— start —

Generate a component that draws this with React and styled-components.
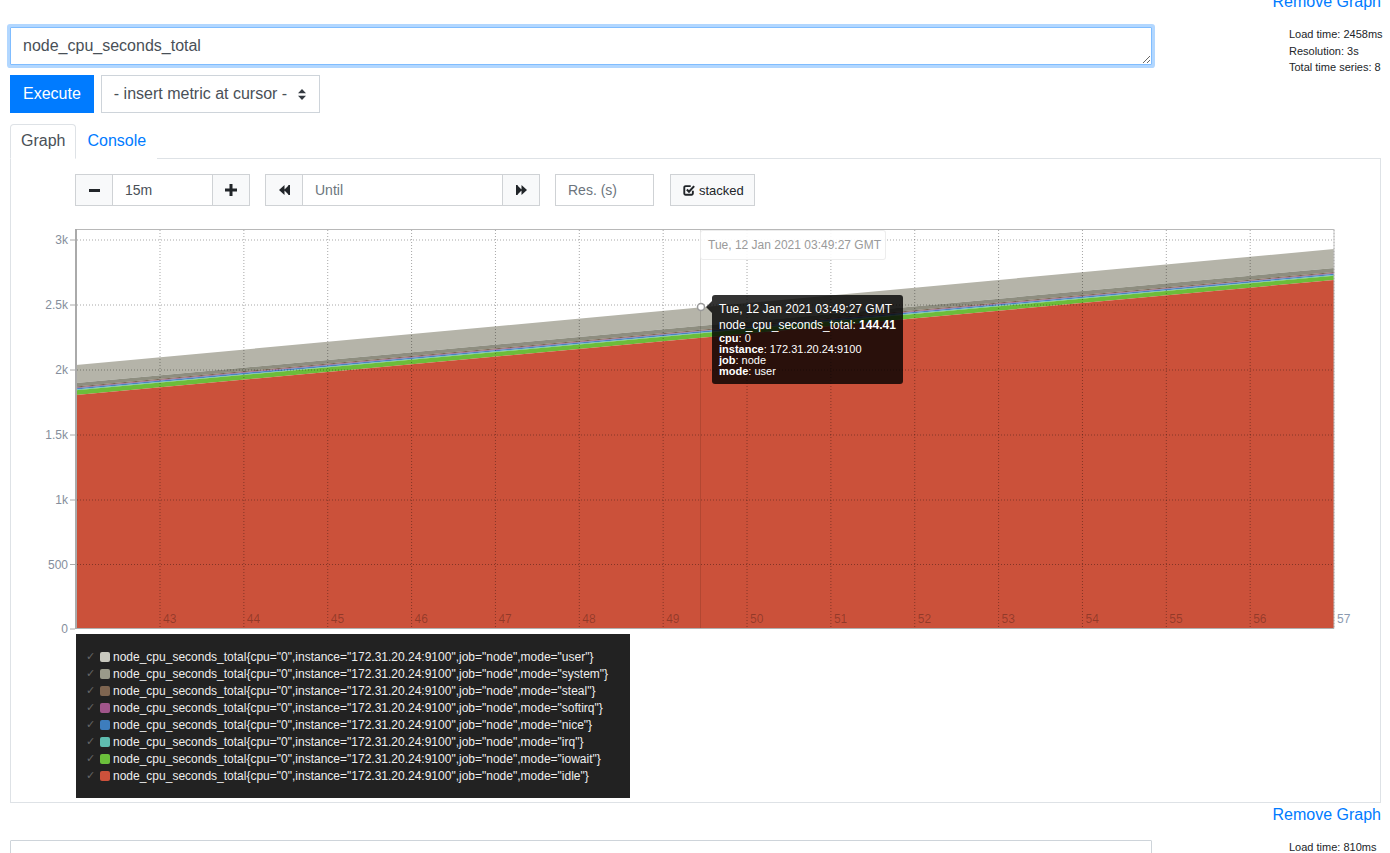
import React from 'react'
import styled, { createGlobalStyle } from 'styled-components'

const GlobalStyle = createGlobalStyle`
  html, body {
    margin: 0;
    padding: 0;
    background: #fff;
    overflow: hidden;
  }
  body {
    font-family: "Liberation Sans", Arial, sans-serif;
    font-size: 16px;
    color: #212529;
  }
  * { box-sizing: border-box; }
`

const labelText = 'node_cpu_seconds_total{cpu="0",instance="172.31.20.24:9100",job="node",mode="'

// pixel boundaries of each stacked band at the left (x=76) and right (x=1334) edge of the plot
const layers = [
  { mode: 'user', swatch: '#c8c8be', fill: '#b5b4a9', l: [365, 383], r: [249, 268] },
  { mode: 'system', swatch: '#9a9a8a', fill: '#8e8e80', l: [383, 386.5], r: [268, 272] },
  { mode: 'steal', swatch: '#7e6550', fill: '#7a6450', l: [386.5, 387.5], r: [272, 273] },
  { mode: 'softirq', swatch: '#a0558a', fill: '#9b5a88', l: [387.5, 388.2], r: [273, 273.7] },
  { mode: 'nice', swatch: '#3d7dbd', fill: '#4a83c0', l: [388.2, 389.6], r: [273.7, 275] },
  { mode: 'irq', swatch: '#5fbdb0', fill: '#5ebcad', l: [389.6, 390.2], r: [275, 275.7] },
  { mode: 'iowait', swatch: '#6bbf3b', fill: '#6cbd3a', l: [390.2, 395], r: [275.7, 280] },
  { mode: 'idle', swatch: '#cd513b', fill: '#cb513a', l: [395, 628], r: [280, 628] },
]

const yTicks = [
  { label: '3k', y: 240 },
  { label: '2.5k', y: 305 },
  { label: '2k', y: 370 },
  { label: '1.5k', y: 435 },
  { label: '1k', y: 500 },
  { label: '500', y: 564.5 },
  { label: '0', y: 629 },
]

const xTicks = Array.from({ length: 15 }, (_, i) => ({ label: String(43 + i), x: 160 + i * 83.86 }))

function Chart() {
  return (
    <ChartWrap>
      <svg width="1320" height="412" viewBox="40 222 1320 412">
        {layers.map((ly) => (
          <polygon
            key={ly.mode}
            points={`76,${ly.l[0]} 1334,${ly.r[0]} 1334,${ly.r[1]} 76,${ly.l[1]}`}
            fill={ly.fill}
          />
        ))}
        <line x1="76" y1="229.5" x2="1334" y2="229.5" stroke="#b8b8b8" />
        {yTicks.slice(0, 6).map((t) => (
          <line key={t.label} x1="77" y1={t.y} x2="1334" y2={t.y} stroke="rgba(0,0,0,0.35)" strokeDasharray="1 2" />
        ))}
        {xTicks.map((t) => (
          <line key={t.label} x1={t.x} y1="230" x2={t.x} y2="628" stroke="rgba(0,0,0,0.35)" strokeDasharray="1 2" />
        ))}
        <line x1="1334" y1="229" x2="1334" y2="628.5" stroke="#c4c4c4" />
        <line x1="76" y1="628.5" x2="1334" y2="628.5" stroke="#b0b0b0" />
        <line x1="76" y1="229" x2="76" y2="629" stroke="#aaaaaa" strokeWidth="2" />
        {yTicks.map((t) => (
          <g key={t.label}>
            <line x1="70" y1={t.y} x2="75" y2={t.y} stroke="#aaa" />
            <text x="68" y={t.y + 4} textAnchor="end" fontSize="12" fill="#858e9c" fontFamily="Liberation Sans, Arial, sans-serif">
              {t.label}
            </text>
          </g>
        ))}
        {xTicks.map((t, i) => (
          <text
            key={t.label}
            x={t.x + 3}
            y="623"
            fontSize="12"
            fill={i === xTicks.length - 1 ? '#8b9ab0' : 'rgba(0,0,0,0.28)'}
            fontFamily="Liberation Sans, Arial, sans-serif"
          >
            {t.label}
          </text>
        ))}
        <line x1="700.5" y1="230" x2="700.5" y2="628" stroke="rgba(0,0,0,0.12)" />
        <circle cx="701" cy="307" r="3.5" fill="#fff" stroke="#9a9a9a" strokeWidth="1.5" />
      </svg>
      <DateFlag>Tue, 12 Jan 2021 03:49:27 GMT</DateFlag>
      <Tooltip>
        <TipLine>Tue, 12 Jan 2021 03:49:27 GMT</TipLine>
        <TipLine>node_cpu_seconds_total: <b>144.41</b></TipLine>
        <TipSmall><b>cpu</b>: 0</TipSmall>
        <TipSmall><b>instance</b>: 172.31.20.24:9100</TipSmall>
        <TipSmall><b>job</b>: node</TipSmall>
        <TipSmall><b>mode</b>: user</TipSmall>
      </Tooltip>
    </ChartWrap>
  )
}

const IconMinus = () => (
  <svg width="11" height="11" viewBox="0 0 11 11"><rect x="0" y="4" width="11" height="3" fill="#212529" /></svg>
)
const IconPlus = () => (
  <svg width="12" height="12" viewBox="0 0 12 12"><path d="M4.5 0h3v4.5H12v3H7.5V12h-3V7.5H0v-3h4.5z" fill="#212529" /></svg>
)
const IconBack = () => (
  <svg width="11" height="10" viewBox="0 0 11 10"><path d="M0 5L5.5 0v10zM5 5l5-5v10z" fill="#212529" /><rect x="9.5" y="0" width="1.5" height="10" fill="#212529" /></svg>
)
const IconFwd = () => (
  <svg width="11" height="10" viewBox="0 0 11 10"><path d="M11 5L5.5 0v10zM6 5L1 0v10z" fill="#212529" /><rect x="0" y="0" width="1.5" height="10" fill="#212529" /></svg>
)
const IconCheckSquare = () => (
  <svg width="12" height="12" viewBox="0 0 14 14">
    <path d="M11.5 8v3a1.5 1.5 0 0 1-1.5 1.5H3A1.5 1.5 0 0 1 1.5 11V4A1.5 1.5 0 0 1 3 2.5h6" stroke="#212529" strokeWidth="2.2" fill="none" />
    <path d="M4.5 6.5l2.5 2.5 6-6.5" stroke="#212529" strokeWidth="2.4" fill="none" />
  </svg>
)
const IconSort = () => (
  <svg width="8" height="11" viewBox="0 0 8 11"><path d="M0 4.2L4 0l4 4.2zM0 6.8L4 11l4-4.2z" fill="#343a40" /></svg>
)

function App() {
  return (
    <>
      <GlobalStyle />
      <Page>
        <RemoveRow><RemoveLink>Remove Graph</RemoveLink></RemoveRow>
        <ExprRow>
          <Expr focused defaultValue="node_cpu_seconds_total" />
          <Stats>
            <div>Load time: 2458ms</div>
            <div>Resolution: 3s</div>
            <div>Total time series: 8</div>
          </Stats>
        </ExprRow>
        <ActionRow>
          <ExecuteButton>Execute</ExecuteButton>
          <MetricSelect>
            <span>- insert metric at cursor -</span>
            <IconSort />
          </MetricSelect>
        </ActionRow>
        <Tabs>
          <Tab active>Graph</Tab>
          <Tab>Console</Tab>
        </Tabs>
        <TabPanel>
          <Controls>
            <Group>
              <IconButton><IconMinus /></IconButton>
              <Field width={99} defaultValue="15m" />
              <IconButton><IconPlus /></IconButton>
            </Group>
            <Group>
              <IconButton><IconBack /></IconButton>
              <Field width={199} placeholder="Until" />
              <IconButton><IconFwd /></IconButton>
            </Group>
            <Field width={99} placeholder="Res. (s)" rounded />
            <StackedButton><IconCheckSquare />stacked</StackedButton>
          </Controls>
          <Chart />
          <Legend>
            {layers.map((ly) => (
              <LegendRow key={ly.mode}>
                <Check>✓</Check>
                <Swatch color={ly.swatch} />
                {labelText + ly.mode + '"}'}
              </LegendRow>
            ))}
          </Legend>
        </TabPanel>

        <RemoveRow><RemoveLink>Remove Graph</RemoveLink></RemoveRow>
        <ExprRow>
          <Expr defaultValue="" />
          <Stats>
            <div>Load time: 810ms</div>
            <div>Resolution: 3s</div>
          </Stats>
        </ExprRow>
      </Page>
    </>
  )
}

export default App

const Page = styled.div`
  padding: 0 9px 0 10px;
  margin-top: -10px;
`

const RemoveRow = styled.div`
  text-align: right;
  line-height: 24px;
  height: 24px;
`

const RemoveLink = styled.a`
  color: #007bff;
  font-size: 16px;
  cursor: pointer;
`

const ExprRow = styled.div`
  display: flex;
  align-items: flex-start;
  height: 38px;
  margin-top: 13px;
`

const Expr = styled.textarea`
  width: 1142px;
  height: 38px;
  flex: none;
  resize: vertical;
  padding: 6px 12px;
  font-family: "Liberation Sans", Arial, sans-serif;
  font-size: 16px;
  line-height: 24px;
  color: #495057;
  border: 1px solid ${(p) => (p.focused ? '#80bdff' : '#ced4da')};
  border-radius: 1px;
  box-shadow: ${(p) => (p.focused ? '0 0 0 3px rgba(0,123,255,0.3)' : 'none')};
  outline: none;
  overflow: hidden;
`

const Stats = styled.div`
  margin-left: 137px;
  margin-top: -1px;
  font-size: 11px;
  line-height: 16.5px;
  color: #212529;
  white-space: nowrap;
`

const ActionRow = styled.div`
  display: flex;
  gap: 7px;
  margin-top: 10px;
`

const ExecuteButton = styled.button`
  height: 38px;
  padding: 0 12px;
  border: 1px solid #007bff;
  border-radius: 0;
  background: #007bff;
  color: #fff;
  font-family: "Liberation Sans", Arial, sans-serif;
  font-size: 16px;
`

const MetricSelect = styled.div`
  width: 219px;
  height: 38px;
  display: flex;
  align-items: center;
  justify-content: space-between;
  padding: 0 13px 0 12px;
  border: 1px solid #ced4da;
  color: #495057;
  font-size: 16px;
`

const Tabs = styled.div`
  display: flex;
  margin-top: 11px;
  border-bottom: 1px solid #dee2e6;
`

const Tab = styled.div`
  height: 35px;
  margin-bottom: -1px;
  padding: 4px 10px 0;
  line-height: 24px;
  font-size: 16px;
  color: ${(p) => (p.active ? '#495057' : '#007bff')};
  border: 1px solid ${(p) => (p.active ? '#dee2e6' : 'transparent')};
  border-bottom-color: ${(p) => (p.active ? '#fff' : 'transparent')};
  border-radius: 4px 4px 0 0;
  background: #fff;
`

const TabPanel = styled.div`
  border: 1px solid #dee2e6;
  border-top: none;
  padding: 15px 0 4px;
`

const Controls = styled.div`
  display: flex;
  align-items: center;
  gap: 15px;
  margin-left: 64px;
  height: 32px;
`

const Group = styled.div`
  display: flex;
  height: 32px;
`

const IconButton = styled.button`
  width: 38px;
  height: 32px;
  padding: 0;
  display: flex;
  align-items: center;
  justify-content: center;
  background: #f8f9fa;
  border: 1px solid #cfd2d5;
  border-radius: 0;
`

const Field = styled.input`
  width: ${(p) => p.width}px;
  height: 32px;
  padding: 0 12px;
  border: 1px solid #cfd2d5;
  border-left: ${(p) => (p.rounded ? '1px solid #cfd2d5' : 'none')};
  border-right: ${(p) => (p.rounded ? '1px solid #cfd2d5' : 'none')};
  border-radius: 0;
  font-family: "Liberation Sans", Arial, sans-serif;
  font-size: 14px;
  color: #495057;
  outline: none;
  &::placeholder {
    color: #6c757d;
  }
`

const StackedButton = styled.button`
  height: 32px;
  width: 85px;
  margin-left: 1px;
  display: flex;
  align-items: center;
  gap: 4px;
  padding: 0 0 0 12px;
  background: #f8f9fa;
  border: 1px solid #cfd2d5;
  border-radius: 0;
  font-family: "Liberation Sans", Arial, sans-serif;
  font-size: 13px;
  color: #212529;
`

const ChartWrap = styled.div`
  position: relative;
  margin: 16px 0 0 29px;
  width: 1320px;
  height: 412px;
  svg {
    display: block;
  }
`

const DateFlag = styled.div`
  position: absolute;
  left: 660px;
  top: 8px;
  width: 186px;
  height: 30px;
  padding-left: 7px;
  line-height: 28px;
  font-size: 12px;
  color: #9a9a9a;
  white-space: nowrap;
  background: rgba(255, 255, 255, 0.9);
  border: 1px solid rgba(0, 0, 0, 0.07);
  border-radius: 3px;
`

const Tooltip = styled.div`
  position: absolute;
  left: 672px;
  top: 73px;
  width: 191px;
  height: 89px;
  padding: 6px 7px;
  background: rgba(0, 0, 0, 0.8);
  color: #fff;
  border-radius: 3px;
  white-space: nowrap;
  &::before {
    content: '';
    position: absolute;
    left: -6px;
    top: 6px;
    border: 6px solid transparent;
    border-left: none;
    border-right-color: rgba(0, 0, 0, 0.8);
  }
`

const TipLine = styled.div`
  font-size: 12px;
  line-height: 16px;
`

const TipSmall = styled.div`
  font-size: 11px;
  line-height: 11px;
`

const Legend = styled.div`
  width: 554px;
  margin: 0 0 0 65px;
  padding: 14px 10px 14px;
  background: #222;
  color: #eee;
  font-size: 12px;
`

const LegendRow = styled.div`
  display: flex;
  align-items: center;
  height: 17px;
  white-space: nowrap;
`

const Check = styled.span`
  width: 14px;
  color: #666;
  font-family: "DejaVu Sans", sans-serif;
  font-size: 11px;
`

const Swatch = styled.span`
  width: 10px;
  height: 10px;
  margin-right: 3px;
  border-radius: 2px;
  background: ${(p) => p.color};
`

— end —

- **EXERCISE REQUIREMENTS**:
Pick out the lines above that hold the string "components" and show them.

- **SOLVED PROBLEM**:
Generate a component that draws this with React and styled-components.
import styled, { createGlobalStyle } from 'styled-components'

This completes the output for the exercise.